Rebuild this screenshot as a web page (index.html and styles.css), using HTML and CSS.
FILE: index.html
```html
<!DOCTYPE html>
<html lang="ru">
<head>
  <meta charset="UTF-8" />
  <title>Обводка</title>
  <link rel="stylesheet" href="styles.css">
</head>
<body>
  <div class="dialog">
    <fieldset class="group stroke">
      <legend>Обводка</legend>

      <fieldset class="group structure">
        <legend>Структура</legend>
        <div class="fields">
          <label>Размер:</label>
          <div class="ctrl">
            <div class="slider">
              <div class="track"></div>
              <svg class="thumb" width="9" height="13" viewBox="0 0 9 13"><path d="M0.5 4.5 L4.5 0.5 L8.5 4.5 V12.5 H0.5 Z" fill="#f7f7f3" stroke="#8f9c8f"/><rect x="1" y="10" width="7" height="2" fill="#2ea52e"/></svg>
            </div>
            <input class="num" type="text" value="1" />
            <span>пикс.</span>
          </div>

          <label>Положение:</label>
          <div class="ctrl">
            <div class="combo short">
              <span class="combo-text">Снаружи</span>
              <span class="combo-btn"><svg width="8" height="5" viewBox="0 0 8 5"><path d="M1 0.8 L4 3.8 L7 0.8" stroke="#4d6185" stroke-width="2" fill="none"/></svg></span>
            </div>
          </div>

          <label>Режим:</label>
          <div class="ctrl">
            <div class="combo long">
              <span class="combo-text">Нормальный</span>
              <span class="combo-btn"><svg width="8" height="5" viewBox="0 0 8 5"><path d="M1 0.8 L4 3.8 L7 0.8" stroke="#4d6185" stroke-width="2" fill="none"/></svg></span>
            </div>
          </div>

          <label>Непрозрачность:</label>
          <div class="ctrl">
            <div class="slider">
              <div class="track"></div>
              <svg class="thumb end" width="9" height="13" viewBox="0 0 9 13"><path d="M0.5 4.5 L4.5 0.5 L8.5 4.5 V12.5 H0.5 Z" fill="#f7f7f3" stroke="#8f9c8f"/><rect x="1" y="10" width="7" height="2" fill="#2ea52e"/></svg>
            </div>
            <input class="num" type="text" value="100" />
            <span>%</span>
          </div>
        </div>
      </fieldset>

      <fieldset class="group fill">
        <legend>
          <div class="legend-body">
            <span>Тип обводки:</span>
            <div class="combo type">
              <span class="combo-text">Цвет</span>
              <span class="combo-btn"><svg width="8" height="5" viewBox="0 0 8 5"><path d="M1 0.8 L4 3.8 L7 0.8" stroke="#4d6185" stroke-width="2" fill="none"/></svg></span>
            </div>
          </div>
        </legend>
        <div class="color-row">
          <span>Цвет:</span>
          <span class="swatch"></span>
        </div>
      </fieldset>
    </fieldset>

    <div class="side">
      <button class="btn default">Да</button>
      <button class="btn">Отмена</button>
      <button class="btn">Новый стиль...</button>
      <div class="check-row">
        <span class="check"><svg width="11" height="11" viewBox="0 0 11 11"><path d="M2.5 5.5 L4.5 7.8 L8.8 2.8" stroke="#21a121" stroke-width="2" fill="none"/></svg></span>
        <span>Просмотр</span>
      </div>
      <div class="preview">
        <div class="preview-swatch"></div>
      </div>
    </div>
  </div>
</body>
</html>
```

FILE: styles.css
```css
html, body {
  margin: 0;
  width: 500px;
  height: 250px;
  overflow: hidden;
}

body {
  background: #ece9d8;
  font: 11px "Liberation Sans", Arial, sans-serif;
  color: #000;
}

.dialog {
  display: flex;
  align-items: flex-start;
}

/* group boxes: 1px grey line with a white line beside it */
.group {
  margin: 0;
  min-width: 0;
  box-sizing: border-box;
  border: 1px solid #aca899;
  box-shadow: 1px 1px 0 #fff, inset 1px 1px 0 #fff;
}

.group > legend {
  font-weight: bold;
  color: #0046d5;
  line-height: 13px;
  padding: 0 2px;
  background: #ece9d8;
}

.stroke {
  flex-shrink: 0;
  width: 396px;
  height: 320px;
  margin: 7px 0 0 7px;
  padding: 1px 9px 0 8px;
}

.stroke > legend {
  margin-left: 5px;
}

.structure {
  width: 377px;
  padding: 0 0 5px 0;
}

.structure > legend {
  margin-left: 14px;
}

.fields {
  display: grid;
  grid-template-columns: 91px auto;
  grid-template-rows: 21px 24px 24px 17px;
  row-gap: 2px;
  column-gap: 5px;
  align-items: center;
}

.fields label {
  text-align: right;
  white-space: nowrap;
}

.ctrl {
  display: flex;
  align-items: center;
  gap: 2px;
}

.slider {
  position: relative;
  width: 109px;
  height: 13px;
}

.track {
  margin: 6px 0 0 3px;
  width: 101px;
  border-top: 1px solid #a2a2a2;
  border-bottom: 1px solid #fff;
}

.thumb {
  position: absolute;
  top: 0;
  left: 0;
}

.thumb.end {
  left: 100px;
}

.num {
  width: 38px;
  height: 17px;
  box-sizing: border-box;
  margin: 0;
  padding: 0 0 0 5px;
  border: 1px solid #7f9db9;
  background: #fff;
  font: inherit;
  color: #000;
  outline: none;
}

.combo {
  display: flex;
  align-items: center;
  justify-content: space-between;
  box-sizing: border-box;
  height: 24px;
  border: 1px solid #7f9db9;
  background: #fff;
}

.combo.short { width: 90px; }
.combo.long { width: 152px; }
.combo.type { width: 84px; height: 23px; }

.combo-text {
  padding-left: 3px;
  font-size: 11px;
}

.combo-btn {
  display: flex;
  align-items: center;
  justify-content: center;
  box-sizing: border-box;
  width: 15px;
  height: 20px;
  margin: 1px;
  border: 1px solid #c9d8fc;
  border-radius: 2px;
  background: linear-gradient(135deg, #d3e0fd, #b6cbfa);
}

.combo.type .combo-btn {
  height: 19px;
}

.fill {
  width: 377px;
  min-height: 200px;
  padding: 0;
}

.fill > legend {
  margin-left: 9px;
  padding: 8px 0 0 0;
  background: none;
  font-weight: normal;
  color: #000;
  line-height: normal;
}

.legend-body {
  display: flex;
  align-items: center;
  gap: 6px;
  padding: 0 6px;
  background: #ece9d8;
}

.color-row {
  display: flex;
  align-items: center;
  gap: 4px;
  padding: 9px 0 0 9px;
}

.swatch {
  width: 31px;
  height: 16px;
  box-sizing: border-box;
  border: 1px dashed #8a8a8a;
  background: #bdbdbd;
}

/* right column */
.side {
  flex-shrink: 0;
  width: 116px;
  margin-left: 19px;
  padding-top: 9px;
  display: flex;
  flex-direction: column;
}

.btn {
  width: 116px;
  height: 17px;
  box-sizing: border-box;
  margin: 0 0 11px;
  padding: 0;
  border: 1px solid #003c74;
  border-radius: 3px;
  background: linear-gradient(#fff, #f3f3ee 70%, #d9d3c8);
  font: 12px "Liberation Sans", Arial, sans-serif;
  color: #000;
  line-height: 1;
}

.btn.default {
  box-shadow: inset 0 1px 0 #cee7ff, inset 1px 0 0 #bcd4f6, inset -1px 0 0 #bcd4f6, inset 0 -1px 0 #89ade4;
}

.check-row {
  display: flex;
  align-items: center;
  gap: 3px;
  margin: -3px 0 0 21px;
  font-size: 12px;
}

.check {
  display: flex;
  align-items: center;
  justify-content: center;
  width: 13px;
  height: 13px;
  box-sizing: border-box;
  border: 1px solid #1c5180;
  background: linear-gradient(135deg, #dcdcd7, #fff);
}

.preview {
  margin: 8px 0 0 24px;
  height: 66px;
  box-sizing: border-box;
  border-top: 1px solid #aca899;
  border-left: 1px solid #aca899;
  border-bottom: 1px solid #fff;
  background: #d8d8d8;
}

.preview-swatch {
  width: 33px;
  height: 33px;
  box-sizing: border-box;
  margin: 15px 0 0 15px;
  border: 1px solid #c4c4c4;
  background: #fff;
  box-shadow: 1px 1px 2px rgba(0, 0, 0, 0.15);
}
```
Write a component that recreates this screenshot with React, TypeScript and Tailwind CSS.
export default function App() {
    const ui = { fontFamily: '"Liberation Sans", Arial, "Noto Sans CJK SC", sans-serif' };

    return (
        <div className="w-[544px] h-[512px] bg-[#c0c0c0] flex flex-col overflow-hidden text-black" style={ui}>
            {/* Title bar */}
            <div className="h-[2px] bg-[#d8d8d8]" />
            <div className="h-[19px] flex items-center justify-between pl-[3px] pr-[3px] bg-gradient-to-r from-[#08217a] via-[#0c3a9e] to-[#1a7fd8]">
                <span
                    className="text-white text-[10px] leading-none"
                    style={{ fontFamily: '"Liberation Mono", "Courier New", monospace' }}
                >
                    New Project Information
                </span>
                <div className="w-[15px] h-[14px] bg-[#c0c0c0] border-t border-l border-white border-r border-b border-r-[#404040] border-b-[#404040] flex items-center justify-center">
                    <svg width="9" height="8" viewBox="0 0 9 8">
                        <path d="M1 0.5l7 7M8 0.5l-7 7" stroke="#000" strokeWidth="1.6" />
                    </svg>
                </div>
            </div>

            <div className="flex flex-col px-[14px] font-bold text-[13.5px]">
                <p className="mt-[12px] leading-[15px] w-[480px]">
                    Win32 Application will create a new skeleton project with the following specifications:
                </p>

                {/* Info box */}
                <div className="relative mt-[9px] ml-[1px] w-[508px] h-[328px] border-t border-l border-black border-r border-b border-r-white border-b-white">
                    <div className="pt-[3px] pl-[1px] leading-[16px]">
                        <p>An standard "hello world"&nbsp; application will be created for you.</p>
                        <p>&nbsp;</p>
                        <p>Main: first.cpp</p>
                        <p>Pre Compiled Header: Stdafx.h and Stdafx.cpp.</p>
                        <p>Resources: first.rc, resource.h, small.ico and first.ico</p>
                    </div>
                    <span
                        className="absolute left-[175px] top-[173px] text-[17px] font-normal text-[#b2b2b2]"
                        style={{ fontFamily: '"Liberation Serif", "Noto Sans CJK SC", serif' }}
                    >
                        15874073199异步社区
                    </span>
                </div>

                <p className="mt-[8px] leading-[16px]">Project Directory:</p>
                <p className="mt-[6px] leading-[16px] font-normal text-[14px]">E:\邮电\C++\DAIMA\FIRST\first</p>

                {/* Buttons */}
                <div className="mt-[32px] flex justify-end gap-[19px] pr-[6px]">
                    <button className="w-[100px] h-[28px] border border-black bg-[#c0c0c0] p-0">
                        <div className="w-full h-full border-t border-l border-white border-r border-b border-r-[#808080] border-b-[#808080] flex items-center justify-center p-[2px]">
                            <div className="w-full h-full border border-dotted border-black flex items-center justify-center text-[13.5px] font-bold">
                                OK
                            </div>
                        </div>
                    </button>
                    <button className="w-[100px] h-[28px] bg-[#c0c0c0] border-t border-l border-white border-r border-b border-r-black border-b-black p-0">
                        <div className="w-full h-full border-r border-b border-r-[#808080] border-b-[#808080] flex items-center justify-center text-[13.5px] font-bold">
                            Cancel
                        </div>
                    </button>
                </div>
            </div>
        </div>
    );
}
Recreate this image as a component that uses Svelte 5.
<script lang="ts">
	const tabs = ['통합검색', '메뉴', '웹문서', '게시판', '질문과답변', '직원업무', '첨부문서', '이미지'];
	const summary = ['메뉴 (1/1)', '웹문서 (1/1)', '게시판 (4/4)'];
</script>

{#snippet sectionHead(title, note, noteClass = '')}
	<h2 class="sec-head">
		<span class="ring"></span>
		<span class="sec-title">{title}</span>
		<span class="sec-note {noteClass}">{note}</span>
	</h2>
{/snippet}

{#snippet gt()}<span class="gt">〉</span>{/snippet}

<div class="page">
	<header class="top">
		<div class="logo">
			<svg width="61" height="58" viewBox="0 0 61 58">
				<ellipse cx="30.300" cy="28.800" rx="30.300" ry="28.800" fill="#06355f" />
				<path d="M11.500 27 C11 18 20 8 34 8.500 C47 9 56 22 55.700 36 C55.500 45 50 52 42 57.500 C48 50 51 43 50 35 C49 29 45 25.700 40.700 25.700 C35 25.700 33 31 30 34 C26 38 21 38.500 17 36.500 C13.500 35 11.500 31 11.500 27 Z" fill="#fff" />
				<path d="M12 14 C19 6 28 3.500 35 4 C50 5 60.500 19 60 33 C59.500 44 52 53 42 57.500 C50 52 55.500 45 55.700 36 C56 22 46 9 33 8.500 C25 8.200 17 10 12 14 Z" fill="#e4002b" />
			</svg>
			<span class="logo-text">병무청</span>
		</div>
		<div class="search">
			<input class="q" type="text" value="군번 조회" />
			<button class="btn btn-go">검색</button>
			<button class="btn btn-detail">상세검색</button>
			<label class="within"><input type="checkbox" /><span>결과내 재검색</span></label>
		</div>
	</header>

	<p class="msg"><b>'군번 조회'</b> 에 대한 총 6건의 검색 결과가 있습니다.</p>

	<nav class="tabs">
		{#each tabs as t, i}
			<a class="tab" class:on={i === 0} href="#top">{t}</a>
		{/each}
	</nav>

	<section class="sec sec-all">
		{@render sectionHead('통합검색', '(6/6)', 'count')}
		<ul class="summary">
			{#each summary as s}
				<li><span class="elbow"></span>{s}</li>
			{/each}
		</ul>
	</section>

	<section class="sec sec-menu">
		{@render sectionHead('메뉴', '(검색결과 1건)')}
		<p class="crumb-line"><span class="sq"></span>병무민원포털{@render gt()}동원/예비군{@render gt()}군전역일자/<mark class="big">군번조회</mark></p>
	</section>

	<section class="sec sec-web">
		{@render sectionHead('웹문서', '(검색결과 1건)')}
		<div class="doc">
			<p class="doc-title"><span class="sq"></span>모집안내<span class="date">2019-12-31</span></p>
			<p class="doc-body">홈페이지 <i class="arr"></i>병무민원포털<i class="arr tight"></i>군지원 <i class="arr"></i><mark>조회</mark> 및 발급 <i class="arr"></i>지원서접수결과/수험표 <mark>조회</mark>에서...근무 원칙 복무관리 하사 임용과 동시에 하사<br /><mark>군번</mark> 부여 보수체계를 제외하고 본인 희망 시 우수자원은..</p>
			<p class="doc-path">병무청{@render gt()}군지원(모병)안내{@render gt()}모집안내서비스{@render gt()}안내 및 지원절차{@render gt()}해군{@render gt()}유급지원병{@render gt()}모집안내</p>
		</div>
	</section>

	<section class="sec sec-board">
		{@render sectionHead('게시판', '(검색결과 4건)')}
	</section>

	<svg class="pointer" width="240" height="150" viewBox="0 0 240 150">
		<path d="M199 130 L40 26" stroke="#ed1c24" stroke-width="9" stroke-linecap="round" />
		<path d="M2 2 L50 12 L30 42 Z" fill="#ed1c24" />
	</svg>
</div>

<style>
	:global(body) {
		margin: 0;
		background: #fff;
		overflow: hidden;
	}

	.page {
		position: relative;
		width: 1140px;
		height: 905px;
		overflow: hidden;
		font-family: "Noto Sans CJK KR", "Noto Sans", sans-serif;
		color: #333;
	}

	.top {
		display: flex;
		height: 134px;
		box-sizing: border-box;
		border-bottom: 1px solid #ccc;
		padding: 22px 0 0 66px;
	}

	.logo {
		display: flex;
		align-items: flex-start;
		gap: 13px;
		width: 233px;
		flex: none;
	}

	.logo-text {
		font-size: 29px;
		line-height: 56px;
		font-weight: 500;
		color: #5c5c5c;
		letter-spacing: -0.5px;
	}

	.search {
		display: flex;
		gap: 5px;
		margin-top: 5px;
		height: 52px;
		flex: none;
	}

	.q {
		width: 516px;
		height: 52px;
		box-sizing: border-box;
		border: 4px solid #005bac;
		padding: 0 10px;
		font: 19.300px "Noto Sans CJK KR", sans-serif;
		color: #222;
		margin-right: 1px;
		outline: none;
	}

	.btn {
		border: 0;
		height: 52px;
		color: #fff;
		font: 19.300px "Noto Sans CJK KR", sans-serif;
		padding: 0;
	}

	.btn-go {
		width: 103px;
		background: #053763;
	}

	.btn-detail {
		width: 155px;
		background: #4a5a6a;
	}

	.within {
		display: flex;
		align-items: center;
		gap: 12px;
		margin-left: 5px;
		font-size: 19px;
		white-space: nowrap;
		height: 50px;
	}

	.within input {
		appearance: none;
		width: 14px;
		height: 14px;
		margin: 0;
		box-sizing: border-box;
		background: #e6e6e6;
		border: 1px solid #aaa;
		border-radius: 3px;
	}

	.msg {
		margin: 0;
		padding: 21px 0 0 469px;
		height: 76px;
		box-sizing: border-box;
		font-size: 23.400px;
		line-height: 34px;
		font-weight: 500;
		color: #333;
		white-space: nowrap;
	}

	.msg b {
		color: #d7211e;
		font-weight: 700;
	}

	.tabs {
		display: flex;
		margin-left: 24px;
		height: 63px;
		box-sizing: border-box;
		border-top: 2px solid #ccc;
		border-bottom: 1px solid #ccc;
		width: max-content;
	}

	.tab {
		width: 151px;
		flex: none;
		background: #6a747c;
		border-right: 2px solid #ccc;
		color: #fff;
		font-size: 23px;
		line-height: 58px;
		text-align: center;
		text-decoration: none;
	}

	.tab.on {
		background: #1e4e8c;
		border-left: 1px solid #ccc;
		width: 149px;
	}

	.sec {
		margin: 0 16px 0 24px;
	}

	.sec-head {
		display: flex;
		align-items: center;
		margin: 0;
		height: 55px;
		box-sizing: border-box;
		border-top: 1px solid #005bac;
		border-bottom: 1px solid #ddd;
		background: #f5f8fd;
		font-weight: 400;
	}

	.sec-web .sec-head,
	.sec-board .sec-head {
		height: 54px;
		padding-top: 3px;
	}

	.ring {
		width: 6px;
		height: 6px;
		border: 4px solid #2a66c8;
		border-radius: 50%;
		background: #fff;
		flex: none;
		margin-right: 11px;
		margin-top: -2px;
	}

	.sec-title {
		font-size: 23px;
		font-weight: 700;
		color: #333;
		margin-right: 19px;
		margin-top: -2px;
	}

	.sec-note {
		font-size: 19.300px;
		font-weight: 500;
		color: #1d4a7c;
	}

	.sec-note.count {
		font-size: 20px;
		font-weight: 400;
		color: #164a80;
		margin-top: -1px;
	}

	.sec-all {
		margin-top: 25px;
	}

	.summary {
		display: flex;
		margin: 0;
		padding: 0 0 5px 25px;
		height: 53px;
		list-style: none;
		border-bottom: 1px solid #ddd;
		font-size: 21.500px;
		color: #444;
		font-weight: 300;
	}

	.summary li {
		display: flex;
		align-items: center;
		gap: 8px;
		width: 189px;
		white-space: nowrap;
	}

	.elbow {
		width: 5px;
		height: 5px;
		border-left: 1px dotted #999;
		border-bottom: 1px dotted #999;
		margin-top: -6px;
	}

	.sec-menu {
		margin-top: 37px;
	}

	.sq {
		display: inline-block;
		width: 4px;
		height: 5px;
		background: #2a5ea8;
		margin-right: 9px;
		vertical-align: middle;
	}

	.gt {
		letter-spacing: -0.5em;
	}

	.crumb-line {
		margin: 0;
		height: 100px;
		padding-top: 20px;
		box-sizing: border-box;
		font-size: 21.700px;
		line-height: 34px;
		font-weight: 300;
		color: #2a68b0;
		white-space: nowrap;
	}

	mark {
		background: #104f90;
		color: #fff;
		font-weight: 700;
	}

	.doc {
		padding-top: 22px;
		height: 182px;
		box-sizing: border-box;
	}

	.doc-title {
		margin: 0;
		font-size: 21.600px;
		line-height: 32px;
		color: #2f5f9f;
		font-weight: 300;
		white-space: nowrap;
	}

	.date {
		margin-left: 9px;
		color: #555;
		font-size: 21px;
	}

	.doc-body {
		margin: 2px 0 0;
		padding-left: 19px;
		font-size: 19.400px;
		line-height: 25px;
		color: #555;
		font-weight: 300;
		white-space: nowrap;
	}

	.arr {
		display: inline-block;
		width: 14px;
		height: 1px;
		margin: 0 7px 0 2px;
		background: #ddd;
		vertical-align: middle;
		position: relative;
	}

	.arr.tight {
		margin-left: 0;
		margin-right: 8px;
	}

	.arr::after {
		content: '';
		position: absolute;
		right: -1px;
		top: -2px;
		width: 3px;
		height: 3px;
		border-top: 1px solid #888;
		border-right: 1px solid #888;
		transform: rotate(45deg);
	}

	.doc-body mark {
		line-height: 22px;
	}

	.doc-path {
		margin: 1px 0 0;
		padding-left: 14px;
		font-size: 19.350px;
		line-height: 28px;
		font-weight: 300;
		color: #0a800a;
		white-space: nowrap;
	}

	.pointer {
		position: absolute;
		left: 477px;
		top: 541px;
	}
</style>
================================
Copy all lines from the material that contain "styles".

# Answer to the exercise:
Rebuild this screenshot as a web page (index.html and styles.css), using HTML and CSS.
  <link rel="stylesheet" href="styles.css">
FILE: styles.css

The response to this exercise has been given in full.